EXERCISE | Sort through the data and copy the lines holding the word "styles".
--- Begin ---
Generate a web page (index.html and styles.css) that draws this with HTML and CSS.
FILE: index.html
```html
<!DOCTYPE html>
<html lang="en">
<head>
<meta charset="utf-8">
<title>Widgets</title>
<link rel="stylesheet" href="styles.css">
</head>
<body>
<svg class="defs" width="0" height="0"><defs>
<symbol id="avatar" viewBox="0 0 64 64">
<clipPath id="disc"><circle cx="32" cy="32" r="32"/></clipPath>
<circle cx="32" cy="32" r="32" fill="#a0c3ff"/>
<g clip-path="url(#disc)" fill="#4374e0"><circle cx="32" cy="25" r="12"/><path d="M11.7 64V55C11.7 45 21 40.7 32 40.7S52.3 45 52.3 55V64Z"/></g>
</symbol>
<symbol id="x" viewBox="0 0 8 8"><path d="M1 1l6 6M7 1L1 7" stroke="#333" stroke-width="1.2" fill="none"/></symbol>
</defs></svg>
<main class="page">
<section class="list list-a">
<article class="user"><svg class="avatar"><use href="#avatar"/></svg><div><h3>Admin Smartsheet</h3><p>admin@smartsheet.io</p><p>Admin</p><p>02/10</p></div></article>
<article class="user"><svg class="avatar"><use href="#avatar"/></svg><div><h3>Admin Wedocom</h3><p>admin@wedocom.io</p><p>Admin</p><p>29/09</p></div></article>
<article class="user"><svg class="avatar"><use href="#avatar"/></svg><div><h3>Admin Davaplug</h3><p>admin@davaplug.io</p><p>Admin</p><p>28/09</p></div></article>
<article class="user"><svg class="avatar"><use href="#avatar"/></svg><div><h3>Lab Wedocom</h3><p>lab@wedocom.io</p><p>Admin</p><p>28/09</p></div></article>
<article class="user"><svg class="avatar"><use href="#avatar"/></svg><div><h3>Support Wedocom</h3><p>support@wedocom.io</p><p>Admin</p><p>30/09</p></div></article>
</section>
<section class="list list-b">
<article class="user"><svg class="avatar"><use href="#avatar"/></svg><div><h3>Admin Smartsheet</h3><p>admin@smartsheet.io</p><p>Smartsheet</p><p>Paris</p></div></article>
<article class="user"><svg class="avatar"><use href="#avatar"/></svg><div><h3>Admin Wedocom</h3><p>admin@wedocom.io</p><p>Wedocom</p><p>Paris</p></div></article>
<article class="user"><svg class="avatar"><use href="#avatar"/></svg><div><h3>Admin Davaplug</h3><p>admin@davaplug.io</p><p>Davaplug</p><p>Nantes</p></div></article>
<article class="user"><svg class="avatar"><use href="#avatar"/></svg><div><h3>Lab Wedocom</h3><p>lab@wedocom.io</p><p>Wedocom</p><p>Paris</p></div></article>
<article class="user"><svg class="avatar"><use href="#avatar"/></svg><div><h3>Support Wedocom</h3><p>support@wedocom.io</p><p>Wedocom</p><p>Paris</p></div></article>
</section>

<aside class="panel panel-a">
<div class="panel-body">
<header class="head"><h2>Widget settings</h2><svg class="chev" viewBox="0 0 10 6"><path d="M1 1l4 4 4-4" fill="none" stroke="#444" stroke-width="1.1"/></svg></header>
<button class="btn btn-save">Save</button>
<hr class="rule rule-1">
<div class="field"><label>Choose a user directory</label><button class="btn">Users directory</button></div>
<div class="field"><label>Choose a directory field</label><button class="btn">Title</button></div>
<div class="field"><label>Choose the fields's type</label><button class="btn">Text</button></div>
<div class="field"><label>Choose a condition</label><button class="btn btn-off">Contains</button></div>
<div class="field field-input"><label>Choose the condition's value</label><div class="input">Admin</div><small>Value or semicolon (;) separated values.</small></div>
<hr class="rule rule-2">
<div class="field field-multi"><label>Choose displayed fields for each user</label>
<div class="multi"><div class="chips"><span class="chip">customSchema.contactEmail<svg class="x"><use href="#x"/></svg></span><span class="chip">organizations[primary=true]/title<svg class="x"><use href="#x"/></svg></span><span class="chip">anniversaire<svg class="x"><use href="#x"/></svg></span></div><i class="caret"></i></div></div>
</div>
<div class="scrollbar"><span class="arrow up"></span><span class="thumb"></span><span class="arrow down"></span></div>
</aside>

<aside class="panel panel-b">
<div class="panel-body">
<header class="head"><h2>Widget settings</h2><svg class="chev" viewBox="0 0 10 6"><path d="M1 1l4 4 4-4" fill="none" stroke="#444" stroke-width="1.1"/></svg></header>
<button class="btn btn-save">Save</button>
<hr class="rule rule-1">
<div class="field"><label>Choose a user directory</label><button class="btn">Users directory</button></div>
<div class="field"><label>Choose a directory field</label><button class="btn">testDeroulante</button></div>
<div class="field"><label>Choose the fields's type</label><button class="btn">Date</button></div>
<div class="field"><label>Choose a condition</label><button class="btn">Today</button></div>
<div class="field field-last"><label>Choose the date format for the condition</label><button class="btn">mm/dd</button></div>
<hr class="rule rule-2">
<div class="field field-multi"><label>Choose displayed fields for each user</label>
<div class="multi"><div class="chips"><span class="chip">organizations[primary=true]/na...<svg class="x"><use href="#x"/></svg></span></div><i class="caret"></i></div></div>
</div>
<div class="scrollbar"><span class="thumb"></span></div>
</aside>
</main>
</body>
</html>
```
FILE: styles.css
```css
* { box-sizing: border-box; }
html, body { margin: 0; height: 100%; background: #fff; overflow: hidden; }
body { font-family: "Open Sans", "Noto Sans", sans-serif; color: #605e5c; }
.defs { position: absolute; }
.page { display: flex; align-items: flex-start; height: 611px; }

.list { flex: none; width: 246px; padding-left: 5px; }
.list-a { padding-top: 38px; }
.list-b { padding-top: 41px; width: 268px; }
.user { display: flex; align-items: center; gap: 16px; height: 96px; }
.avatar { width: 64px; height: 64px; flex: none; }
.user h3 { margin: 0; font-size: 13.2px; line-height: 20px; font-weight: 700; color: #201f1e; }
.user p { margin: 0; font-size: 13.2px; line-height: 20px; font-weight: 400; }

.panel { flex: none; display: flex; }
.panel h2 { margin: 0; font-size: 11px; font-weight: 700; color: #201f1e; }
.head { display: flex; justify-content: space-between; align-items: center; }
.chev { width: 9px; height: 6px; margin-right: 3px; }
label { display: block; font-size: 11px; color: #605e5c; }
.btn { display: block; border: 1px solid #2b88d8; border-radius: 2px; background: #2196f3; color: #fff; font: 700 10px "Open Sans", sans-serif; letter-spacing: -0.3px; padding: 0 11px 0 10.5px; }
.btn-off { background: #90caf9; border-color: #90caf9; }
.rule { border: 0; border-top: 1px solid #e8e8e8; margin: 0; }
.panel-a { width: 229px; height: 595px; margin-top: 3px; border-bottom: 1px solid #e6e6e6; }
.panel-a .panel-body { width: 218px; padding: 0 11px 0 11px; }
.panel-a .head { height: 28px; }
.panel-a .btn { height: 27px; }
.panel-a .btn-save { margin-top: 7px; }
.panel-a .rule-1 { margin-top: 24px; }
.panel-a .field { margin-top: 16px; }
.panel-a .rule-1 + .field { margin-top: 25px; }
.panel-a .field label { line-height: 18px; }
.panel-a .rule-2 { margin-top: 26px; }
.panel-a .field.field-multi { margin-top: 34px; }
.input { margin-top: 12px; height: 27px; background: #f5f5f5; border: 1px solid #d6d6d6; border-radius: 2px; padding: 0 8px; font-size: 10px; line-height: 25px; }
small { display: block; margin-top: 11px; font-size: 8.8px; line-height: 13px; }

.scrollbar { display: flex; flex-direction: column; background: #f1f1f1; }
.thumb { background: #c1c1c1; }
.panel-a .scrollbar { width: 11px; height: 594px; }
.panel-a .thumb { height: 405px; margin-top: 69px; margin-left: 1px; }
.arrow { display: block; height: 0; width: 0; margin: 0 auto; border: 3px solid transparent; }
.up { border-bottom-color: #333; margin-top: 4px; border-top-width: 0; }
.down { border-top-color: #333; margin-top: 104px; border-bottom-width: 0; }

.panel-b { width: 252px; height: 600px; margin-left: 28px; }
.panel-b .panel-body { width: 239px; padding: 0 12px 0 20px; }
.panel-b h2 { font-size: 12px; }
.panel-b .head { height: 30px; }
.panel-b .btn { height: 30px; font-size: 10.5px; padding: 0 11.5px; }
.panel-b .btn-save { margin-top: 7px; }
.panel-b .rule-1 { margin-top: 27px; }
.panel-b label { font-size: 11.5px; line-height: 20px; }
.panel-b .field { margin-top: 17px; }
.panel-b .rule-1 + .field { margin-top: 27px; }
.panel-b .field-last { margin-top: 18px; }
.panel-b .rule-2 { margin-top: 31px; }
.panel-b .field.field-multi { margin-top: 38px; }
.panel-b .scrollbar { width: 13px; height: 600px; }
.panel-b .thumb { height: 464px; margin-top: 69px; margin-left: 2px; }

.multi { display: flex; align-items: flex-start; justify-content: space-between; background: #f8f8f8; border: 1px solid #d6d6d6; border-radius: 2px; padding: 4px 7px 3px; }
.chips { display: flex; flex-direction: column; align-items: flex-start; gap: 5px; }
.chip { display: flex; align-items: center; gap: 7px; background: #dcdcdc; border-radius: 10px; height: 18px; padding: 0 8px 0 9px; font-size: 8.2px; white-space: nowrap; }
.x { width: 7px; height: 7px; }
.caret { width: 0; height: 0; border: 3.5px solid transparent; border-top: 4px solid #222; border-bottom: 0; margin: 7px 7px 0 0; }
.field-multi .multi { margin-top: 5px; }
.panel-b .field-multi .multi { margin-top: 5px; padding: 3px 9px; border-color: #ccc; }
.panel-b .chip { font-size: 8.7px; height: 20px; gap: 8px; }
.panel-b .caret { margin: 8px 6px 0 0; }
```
--- End ---
OUTPUT OF THE EXERCISE |
Generate a web page (index.html and styles.css) that draws this with HTML and CSS.
<link rel="stylesheet" href="styles.css">
FILE: styles.css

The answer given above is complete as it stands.